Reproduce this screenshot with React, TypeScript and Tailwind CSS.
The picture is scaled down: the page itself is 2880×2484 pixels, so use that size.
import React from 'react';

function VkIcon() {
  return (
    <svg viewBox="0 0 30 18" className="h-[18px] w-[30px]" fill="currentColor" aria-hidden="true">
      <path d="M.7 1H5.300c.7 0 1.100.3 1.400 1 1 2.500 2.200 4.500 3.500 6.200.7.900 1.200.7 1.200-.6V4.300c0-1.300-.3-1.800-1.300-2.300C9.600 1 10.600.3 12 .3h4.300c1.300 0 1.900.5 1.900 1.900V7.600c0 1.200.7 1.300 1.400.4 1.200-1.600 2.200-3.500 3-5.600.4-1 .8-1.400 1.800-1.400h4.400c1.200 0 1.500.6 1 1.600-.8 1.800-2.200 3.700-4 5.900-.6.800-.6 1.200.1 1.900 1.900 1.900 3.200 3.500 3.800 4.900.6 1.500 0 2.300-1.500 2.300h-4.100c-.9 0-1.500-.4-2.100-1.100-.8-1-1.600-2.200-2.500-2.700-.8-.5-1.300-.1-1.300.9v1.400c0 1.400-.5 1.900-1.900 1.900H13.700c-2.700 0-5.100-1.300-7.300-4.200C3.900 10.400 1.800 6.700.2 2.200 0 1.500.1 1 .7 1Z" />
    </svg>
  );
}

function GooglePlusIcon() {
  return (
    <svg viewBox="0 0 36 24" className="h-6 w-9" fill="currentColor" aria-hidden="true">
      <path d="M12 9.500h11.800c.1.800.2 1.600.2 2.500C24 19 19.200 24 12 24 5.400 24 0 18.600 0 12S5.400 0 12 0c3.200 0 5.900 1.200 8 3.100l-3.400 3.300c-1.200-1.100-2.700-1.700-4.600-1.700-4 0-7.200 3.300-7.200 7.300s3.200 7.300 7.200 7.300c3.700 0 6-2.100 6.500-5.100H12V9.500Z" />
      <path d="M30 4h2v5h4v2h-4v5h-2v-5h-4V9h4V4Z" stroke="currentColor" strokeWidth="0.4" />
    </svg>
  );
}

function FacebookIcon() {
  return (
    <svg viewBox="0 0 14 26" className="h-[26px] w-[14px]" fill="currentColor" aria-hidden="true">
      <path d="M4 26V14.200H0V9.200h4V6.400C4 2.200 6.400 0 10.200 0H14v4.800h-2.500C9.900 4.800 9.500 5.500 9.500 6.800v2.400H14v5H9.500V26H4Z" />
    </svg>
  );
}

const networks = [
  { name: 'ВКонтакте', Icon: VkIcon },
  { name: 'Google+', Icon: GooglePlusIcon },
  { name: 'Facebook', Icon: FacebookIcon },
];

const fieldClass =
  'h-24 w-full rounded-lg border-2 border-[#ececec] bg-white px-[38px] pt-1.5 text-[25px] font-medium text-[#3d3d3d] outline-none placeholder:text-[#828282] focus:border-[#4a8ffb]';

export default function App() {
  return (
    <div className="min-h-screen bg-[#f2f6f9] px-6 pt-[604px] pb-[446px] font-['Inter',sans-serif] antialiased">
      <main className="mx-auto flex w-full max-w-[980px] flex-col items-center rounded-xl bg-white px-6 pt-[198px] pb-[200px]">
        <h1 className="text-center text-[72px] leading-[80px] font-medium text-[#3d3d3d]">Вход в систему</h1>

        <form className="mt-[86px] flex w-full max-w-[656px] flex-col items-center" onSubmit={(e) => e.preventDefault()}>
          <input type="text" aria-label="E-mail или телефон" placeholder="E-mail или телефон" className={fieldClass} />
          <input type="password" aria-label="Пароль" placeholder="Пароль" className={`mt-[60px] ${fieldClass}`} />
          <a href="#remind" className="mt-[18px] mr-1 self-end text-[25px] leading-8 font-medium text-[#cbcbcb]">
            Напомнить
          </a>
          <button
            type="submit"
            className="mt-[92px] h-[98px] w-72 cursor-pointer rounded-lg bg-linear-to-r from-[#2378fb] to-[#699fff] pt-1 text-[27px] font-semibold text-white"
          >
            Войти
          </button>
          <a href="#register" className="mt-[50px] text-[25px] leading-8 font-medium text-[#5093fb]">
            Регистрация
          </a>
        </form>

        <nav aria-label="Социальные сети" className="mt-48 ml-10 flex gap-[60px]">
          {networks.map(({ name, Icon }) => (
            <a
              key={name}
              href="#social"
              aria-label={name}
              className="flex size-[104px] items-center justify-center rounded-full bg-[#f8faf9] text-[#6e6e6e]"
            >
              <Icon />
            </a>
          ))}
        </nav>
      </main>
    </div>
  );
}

## Exercise
Repeat exactly, please, each line from the beginning of the data through the line with "import React from 'react';" in it, and only those lines.

## Written response
Reproduce this screenshot with React, TypeScript and Tailwind CSS.
The picture is scaled down: the page itself is 2880×2484 pixels, so use that size.
import React from 'react';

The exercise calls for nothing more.